• _WHAT YOU HAVE TO DO_
Find every line below that contains the word "Output" and copy it out.

• _EXTRACTED INFORMATION_
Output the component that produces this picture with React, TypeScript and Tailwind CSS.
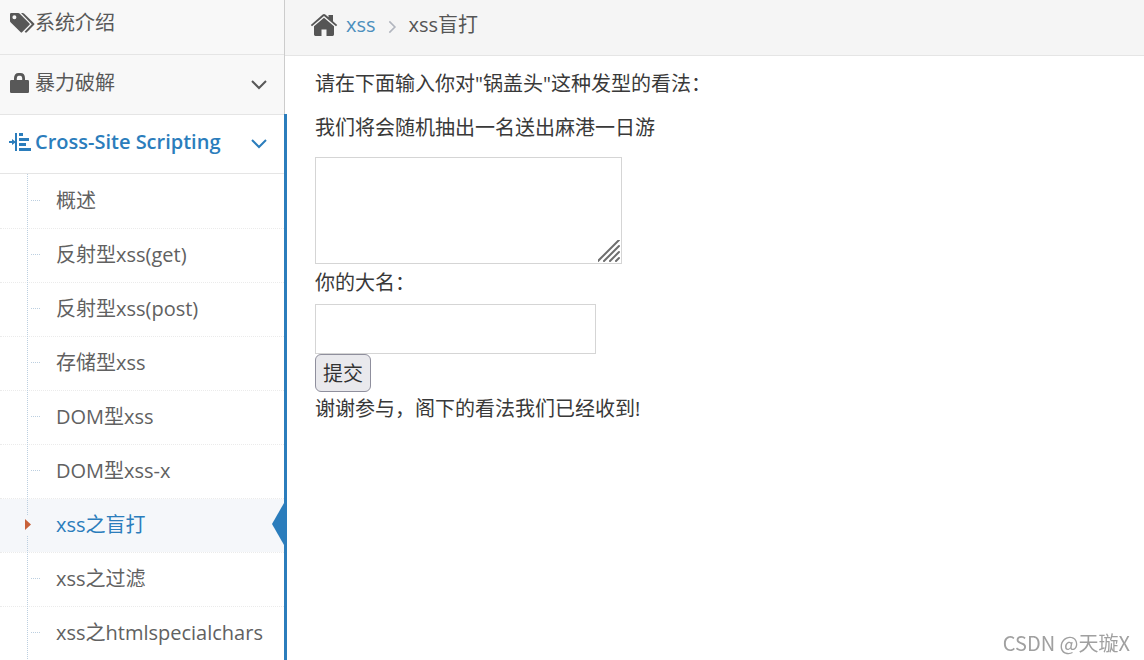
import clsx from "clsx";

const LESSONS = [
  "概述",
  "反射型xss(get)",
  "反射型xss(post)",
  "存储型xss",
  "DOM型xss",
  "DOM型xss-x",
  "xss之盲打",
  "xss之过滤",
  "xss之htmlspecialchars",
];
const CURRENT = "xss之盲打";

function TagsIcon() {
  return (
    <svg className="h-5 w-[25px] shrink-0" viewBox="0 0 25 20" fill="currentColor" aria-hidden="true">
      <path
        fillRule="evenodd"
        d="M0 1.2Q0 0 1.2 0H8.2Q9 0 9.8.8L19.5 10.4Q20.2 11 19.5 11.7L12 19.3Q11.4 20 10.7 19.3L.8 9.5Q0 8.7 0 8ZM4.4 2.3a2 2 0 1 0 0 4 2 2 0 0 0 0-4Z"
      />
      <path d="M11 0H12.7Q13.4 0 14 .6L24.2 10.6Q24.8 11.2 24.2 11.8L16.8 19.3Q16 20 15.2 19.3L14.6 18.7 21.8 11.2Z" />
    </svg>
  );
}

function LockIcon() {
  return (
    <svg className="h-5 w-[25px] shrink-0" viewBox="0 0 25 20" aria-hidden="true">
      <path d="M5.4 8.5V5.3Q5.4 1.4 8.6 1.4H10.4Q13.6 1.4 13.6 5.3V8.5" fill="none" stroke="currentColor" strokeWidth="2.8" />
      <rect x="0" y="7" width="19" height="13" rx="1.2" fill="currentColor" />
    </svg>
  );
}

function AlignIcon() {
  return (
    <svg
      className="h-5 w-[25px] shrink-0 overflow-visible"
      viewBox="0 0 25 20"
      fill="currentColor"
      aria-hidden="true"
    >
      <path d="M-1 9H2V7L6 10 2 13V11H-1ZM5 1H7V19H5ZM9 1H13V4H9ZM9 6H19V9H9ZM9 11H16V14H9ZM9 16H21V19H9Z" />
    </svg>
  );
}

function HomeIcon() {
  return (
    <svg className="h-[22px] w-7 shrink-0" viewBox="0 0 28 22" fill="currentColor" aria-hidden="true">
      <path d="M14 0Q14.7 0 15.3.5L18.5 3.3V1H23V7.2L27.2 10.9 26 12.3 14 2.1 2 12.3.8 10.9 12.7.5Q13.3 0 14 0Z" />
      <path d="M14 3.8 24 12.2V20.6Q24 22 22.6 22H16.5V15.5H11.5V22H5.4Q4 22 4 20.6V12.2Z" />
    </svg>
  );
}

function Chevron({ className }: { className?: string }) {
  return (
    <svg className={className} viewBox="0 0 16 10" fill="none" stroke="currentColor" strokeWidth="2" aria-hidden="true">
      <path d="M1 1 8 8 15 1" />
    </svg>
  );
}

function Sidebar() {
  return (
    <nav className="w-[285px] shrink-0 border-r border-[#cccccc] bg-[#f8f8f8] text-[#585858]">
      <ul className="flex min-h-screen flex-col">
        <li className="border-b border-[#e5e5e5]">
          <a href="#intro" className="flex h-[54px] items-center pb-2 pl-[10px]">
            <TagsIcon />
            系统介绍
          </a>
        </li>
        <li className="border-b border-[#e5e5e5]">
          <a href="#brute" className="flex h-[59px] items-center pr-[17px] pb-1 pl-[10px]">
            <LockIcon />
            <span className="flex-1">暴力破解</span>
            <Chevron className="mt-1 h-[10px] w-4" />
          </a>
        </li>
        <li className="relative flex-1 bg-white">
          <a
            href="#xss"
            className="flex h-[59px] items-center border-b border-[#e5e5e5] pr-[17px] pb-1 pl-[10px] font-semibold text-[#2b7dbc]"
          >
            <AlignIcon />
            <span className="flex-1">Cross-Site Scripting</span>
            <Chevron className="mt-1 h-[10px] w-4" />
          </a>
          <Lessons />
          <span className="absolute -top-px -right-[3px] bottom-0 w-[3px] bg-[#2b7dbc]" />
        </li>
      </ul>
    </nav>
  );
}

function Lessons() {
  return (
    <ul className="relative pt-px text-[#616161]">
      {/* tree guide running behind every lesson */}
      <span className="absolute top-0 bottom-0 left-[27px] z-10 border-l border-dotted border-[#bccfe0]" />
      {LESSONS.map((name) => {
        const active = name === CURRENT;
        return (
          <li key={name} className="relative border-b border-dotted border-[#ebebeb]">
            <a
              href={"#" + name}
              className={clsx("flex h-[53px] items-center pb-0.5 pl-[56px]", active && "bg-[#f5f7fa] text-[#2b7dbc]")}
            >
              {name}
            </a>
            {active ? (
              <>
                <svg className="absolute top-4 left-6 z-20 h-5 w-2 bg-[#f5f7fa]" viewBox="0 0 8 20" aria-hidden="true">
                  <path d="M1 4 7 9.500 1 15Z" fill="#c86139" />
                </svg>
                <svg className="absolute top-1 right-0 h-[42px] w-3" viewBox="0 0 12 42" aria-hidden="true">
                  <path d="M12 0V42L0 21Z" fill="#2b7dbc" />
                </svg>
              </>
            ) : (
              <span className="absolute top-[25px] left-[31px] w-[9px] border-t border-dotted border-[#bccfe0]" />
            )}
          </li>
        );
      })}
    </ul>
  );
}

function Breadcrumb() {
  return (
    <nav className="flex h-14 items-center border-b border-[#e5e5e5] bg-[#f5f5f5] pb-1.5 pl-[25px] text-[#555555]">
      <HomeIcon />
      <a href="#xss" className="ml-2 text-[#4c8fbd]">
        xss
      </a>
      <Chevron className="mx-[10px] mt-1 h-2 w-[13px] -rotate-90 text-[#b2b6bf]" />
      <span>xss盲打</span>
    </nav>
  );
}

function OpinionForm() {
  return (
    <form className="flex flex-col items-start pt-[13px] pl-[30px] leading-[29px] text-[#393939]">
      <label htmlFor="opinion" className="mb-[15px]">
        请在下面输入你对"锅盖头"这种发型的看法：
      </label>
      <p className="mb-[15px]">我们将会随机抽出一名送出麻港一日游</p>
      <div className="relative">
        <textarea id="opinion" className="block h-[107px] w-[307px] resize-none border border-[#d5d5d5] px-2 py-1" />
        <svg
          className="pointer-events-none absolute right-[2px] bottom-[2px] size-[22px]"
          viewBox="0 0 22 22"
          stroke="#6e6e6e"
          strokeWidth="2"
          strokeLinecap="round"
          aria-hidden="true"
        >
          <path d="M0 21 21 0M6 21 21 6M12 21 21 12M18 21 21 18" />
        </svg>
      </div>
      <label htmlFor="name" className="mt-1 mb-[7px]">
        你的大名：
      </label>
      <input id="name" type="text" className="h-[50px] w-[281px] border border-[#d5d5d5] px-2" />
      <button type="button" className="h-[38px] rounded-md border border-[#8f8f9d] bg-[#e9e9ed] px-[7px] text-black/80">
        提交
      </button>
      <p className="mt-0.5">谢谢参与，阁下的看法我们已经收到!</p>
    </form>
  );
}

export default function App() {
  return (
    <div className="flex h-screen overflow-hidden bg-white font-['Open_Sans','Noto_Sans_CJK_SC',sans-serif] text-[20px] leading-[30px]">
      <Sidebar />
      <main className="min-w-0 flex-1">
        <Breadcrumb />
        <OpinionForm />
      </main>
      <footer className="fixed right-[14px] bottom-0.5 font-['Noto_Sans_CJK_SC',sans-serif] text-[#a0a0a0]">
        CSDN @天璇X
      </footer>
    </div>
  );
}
==
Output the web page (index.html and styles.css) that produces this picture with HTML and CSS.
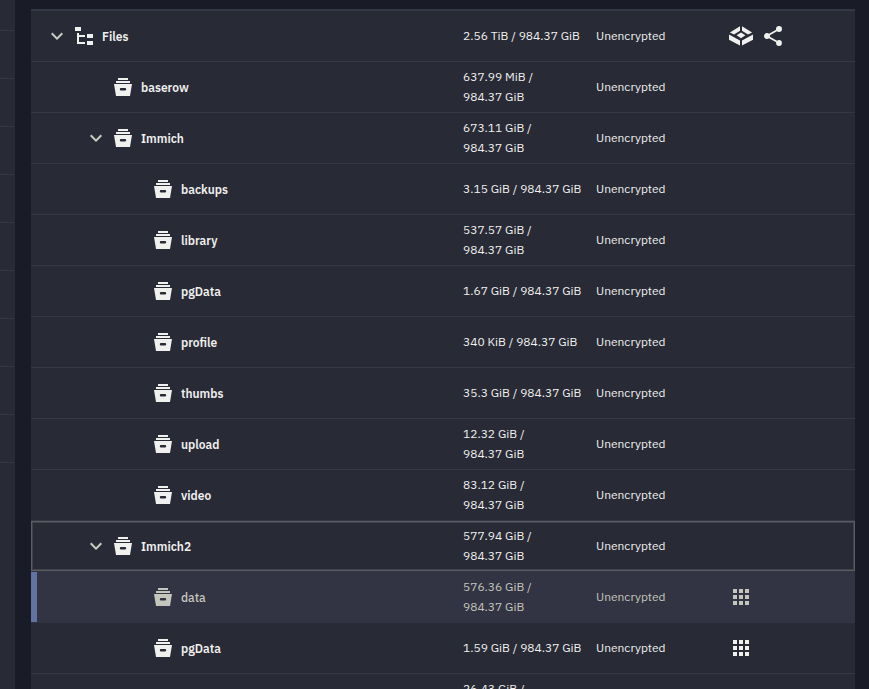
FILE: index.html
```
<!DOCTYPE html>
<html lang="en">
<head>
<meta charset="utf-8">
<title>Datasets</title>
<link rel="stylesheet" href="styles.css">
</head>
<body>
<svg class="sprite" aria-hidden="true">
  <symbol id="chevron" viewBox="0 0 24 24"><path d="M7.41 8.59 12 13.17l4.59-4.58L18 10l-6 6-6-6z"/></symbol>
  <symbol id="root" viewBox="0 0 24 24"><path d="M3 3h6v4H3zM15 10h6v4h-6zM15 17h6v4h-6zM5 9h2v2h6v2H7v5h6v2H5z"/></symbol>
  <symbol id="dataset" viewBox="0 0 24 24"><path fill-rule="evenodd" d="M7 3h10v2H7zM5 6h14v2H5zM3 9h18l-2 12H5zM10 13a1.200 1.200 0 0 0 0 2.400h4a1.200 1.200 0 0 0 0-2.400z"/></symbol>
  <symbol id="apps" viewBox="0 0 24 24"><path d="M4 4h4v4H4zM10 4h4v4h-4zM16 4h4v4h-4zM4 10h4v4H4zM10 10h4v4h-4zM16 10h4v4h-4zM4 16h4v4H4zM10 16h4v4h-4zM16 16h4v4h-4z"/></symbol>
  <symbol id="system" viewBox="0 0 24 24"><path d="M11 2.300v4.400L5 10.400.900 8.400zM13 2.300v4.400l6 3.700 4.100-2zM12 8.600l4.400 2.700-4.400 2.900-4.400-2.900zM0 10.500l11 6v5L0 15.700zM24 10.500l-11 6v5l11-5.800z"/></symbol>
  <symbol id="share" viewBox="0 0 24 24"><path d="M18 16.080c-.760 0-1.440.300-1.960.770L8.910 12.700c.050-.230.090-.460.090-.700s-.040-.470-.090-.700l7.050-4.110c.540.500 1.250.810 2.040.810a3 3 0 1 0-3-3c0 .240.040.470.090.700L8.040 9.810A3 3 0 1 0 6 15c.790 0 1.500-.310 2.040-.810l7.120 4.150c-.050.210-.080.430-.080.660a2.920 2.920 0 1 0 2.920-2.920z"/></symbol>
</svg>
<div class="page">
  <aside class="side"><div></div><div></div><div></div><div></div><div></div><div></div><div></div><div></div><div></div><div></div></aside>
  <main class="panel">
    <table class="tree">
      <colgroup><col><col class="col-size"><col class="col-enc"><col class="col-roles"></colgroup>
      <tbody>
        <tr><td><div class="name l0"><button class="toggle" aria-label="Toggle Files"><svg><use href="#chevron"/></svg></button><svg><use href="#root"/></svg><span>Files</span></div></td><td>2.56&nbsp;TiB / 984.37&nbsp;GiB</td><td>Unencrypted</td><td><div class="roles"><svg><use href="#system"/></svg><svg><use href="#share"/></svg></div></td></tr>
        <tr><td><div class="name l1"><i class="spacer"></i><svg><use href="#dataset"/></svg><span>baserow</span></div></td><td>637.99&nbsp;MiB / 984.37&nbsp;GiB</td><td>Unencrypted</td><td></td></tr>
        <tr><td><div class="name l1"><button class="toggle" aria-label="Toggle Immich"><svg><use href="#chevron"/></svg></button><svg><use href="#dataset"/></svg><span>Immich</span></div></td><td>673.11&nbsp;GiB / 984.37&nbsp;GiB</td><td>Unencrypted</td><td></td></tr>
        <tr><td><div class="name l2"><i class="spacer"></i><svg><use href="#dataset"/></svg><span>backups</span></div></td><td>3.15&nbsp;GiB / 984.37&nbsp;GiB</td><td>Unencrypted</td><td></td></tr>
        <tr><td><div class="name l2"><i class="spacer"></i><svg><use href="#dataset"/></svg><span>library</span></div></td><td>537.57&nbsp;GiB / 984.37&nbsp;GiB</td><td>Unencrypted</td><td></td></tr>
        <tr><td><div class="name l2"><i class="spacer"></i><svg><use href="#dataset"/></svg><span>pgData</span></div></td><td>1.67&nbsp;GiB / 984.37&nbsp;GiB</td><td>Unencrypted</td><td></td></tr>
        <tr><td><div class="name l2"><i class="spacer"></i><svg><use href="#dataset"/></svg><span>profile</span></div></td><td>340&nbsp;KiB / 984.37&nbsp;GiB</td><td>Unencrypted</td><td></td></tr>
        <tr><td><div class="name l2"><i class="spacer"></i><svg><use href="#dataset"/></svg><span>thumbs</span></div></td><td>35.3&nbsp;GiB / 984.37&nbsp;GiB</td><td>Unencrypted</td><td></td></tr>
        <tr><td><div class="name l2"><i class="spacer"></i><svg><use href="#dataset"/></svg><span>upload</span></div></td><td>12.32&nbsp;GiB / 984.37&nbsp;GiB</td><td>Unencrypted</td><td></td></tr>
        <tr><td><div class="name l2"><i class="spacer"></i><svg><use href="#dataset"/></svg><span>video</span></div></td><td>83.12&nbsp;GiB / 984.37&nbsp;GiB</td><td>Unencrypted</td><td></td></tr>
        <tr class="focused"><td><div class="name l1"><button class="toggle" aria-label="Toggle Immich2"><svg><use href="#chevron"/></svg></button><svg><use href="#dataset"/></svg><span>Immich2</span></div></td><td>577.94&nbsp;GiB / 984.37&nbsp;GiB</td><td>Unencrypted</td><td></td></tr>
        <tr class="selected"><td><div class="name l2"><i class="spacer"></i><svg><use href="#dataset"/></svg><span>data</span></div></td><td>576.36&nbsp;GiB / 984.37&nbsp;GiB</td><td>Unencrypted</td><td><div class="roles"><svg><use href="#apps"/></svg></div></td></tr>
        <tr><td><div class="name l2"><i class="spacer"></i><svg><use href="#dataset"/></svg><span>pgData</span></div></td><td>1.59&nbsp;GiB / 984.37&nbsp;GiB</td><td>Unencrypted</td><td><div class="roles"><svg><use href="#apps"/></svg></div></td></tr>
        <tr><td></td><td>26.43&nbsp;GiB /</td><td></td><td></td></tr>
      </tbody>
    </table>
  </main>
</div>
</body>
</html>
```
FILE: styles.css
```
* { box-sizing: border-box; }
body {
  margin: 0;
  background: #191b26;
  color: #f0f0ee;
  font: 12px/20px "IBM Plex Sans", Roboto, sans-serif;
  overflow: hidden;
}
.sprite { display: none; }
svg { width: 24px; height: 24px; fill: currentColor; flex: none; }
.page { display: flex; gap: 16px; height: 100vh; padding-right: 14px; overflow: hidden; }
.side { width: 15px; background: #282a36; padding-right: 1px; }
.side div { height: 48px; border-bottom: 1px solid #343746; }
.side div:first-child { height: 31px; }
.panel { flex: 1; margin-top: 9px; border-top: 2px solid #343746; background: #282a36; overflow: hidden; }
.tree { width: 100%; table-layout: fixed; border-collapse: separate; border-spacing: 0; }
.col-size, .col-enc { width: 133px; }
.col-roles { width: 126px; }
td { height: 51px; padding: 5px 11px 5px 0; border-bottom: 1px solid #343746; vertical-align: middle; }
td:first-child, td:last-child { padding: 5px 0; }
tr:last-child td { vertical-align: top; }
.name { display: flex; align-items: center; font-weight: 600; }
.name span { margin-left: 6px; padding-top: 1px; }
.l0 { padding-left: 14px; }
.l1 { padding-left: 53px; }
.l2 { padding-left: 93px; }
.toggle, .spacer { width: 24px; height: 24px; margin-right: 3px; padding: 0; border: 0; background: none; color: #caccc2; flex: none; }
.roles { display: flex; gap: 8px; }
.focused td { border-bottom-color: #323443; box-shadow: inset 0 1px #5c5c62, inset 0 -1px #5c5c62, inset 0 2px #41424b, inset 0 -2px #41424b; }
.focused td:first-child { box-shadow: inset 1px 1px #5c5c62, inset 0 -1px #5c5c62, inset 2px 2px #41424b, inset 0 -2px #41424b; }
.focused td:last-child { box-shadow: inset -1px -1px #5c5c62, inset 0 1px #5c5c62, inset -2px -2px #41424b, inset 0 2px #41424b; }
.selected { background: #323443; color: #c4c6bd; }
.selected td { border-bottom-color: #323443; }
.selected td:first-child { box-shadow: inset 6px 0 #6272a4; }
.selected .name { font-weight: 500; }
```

• _THE RESULT_
Output the component that produces this picture with React, TypeScript and Tailwind CSS.
Output the web page (index.html and styles.css) that produces this picture with HTML and CSS.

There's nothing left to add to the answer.